→ **DATA PROVIDED**

>>>>

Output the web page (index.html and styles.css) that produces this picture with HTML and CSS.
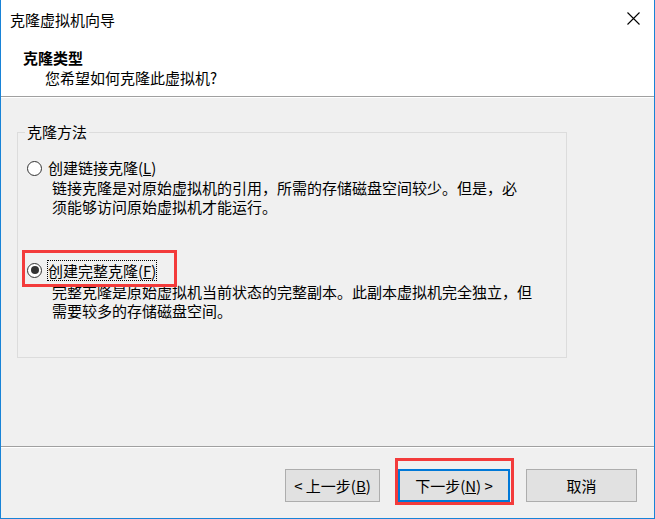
FILE: index.html
```html
<!DOCTYPE html>
<html lang="zh-CN">
<head>
<meta charset="utf-8">
<title>克隆虚拟机向导</title>
<link rel="stylesheet" href="styles.css">
</head>
<body>
<div class="window">
  <div class="titlebar">
    <span class="title">克隆虚拟机向导</span>
    <svg class="close" width="13" height="13" viewBox="0 0 13 13"><path d="M0.5 0.5 L12.5 12.5 M12.5 0.5 L0.5 12.5" stroke="#000" stroke-width="1.1" fill="none"/></svg>
  </div>
  <div class="header">
    <div class="h-title">克隆类型</div>
    <div class="h-sub">您希望如何克隆此虚拟机?</div>
  </div>
  <div class="main">
    <fieldset class="group">
      <legend class="legend">克隆方法</legend>
      <div class="option opt1">
        <span class="radio"></span>
        <span class="label">创建链接克隆(<u>L</u>)</span>
      </div>
      <div class="desc desc1">链接克隆是对原始虚拟机的引用，所需的存储磁盘空间较少。但是，必<br>须能够访问原始虚拟机才能运行。</div>
      <div class="option opt2">
        <span class="radio checked"></span>
        <span class="label focus">创建完整克隆(<u>F</u>)</span>
      </div>
      <div class="desc desc2">完整克隆是原始虚拟机当前状态的完整副本。此副本虚拟机完全独立，但<br>需要较多的存储磁盘空间。</div>
    </fieldset>
  </div>
  <div class="footer">
    <button class="btn btn-back">&lt; 上一步(<u>B</u>)</button>
    <button class="btn btn-next">下一步(<u>N</u>) &gt;</button>
    <button class="btn btn-cancel">取消</button>
  </div>
  <div class="mark mark-radio"></div>
  <div class="mark mark-next"></div>
</div>
</body>
</html>
```
FILE: styles.css
```css
* { box-sizing: border-box; }
html, body { margin: 0; padding: 0; }
body {
  font-family: "Noto Sans CJK SC", "Microsoft YaHei", sans-serif;
  font-size: 15px;
  color: #000;
  background: #fff;
}
.window {
  position: relative;
  width: 655px;
  height: 519px;
  border: 1px solid #1883d7;
  border-top: none;
  background: #f0f0f0;
  display: flex;
  flex-direction: column;
  overflow: hidden;
}
.titlebar {
  height: 38px;
  background: #fff;
  display: flex;
  align-items: flex-start;
  padding-left: 9px;
}
.title {
  line-height: 20px;
  margin-top: 10px;
}
.close {
  margin-left: auto;
  margin-right: 14px;
  margin-top: 12px;
}
.header {
  height: 59px;
  background: #fff;
  border-bottom: 1px solid #a0a0a0;
  padding-top: 10px;
}
.h-title {
  font-weight: bold;
  line-height: 20px;
  padding-left: 22px;
}
.h-sub {
  line-height: 20px;
  padding-left: 44px;
}
.main {
  height: 349px;
  border-top: 1px solid #fff;
  padding-top: 24px;
}
.group {
  margin: 0 0 0 16px;
  padding: 0;
  width: 550px;
  height: 236px;
  border: 1px solid #dcdcdc;
}
.legend {
  margin-left: 7px;
  padding: 0 2px;
  line-height: 20px;
}
.option {
  display: flex;
  align-items: center;
  height: 20px;
  line-height: 20px;
}
.opt1 { margin-top: 16px; }
.opt2 { margin-top: 44px; }
.radio {
  flex: none;
  width: 15px;
  height: 15px;
  border: 1px solid #333;
  border-radius: 50%;
  background: #fff;
  margin-left: 9px;
  margin-right: 6px;
  display: flex;
  align-items: center;
  justify-content: center;
}
.radio.checked::after {
  content: "";
  width: 8px;
  height: 8px;
  border-radius: 50%;
  background: #333;
}
.label { white-space: nowrap; }
.label.focus {
  display: inline-block;
  line-height: 19px;
  outline: 1px dotted #000;
  outline-offset: 0;
}
.desc {
  padding-left: 34px;
  line-height: 19px;
  white-space: nowrap;
}
.desc2 { margin-top: 2px; }
.footer {
  flex: 1;
  border-top: 1px solid #a0a0a0;
  box-shadow: inset 0 1px 0 #fff;
  display: flex;
  align-items: flex-start;
  padding-top: 22px;
  padding-left: 284px;
}
.btn {
  font-family: inherit;
  font-size: 15px;
  height: 33px;
  padding: 0;
  background: #e1e1e1;
  border: 1px solid #adadad;
  color: #000;
  line-height: 20px;
}
.btn-back { width: 95px; }
.btn-next {
  width: 112px;
  margin-left: 18px;
  border: 2px solid #0078d7;
}
.btn-cancel {
  width: 111px;
  margin-left: 16px;
}
.mark {
  position: absolute;
  border: 3px solid #f33b3b;
}
.mark-radio {
  left: 21px;
  top: 250px;
  width: 155px;
  height: 37px;
}
.mark-next {
  left: 394px;
  top: 458px;
  width: 119px;
  height: 47px;
}
```
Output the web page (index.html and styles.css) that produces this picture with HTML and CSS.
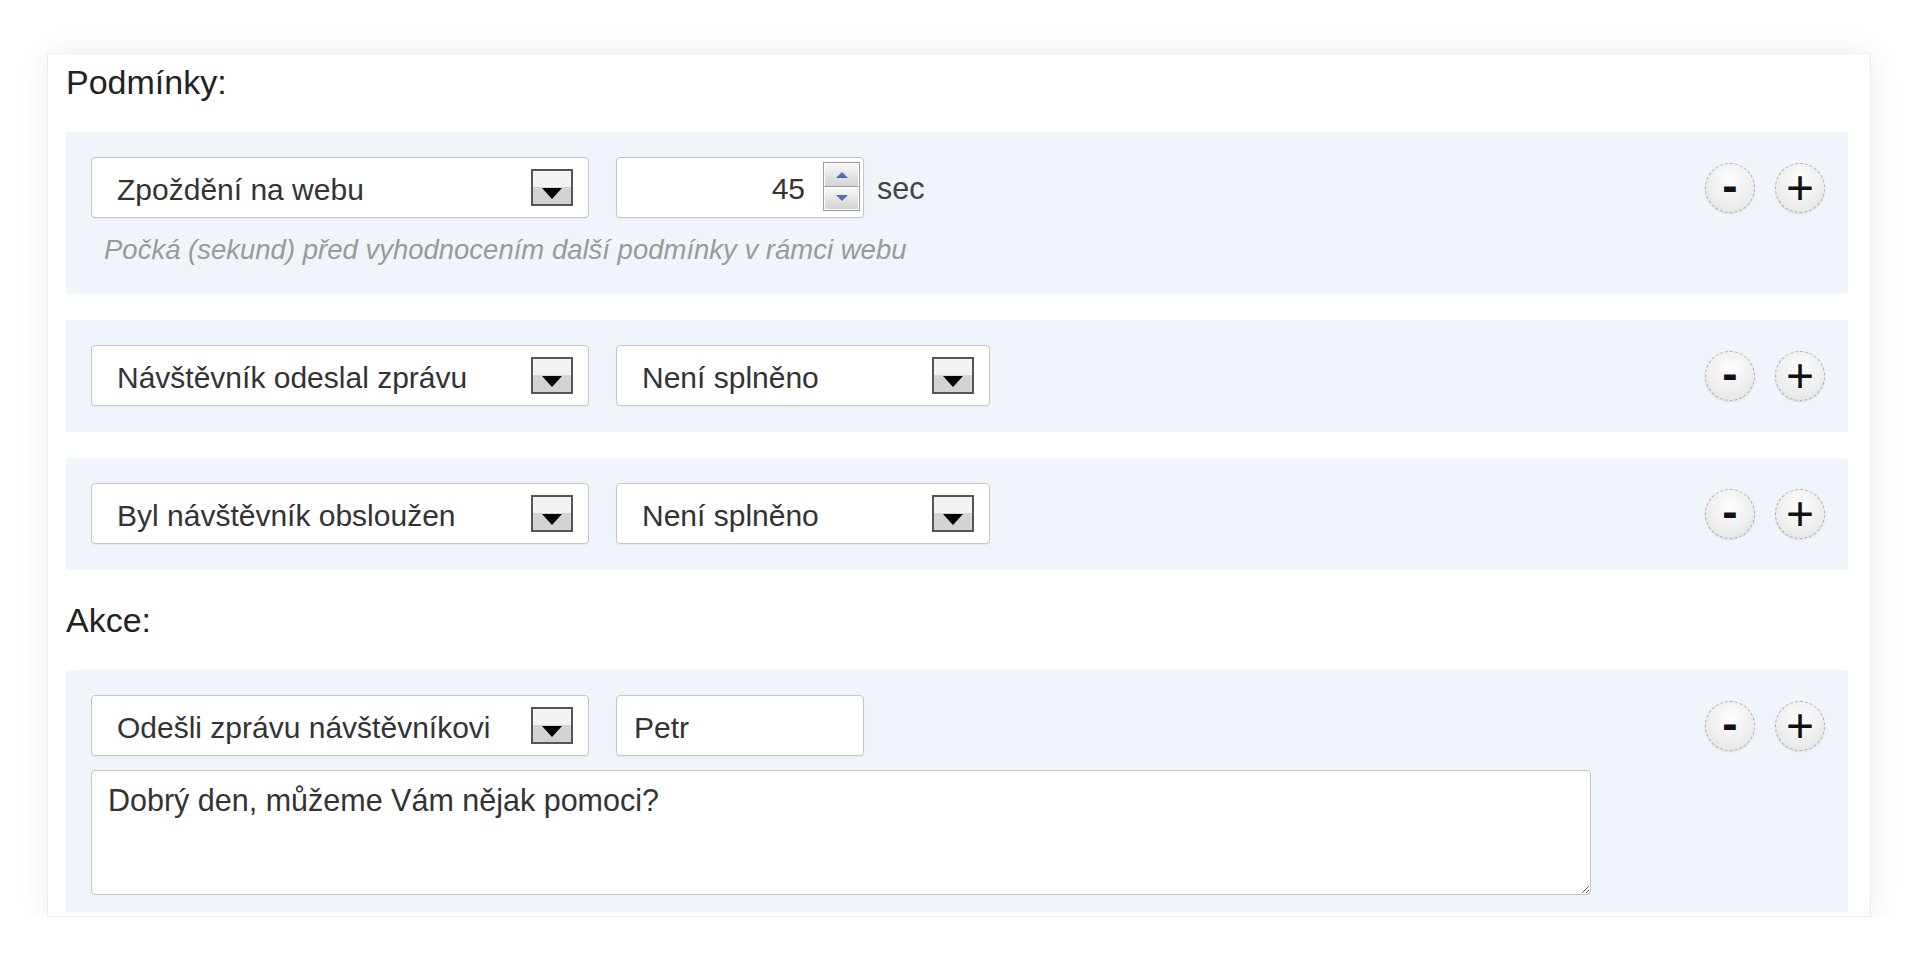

<<<<

→ **WHAT YOU WILL DO**
Copy everything in the records above except the pictures, exactly as written.

→ **SOLVED EXERCISE**
Output the web page (index.html and styles.css) that produces this picture with HTML and CSS.
FILE: index.html
```html
<!DOCTYPE html>
<html lang="zh-CN">
<head>
<meta charset="utf-8">
<title>克隆虚拟机向导</title>
<link rel="stylesheet" href="styles.css">
</head>
<body>
<div class="window">
  <div class="titlebar">
    <span class="title">克隆虚拟机向导</span>
    <svg class="close" width="13" height="13" viewBox="0 0 13 13"><path d="M0.5 0.5 L12.5 12.5 M12.5 0.5 L0.5 12.5" stroke="#000" stroke-width="1.1" fill="none"/></svg>
  </div>
  <div class="header">
    <div class="h-title">克隆类型</div>
    <div class="h-sub">您希望如何克隆此虚拟机?</div>
  </div>
  <div class="main">
    <fieldset class="group">
      <legend class="legend">克隆方法</legend>
      <div class="option opt1">
        <span class="radio"></span>
        <span class="label">创建链接克隆(<u>L</u>)</span>
      </div>
      <div class="desc desc1">链接克隆是对原始虚拟机的引用，所需的存储磁盘空间较少。但是，必<br>须能够访问原始虚拟机才能运行。</div>
      <div class="option opt2">
        <span class="radio checked"></span>
        <span class="label focus">创建完整克隆(<u>F</u>)</span>
      </div>
      <div class="desc desc2">完整克隆是原始虚拟机当前状态的完整副本。此副本虚拟机完全独立，但<br>需要较多的存储磁盘空间。</div>
    </fieldset>
  </div>
  <div class="footer">
    <button class="btn btn-back">&lt; 上一步(<u>B</u>)</button>
    <button class="btn btn-next">下一步(<u>N</u>) &gt;</button>
    <button class="btn btn-cancel">取消</button>
  </div>
  <div class="mark mark-radio"></div>
  <div class="mark mark-next"></div>
</div>
</body>
</html>
```
FILE: styles.css
```css
* { box-sizing: border-box; }
html, body { margin: 0; padding: 0; }
body {
  font-family: "Noto Sans CJK SC", "Microsoft YaHei", sans-serif;
  font-size: 15px;
  color: #000;
  background: #fff;
}
.window {
  position: relative;
  width: 655px;
  height: 519px;
  border: 1px solid #1883d7;
  border-top: none;
  background: #f0f0f0;
  display: flex;
  flex-direction: column;
  overflow: hidden;
}
.titlebar {
  height: 38px;
  background: #fff;
  display: flex;
  align-items: flex-start;
  padding-left: 9px;
}
.title {
  line-height: 20px;
  margin-top: 10px;
}
.close {
  margin-left: auto;
  margin-right: 14px;
  margin-top: 12px;
}
.header {
  height: 59px;
  background: #fff;
  border-bottom: 1px solid #a0a0a0;
  padding-top: 10px;
}
.h-title {
  font-weight: bold;
  line-height: 20px;
  padding-left: 22px;
}
.h-sub {
  line-height: 20px;
  padding-left: 44px;
}
.main {
  height: 349px;
  border-top: 1px solid #fff;
  padding-top: 24px;
}
.group {
  margin: 0 0 0 16px;
  padding: 0;
  width: 550px;
  height: 236px;
  border: 1px solid #dcdcdc;
}
.legend {
  margin-left: 7px;
  padding: 0 2px;
  line-height: 20px;
}
.option {
  display: flex;
  align-items: center;
  height: 20px;
  line-height: 20px;
}
.opt1 { margin-top: 16px; }
.opt2 { margin-top: 44px; }
.radio {
  flex: none;
  width: 15px;
  height: 15px;
  border: 1px solid #333;
  border-radius: 50%;
  background: #fff;
  margin-left: 9px;
  margin-right: 6px;
  display: flex;
  align-items: center;
  justify-content: center;
}
.radio.checked::after {
  content: "";
  width: 8px;
  height: 8px;
  border-radius: 50%;
  background: #333;
}
.label { white-space: nowrap; }
.label.focus {
  display: inline-block;
  line-height: 19px;
  outline: 1px dotted #000;
  outline-offset: 0;
}
.desc {
  padding-left: 34px;
  line-height: 19px;
  white-space: nowrap;
}
.desc2 { margin-top: 2px; }
.footer {
  flex: 1;
  border-top: 1px solid #a0a0a0;
  box-shadow: inset 0 1px 0 #fff;
  display: flex;
  align-items: flex-start;
  padding-top: 22px;
  padding-left: 284px;
}
.btn {
  font-family: inherit;
  font-size: 15px;
  height: 33px;
  padding: 0;
  background: #e1e1e1;
  border: 1px solid #adadad;
  color: #000;
  line-height: 20px;
}
.btn-back { width: 95px; }
.btn-next {
  width: 112px;
  margin-left: 18px;
  border: 2px solid #0078d7;
}
.btn-cancel {
  width: 111px;
  margin-left: 16px;
}
.mark {
  position: absolute;
  border: 3px solid #f33b3b;
}
.mark-radio {
  left: 21px;
  top: 250px;
  width: 155px;
  height: 37px;
}
.mark-next {
  left: 394px;
  top: 458px;
  width: 119px;
  height: 47px;
}
```
Output the web page (index.html and styles.css) that produces this picture with HTML and CSS.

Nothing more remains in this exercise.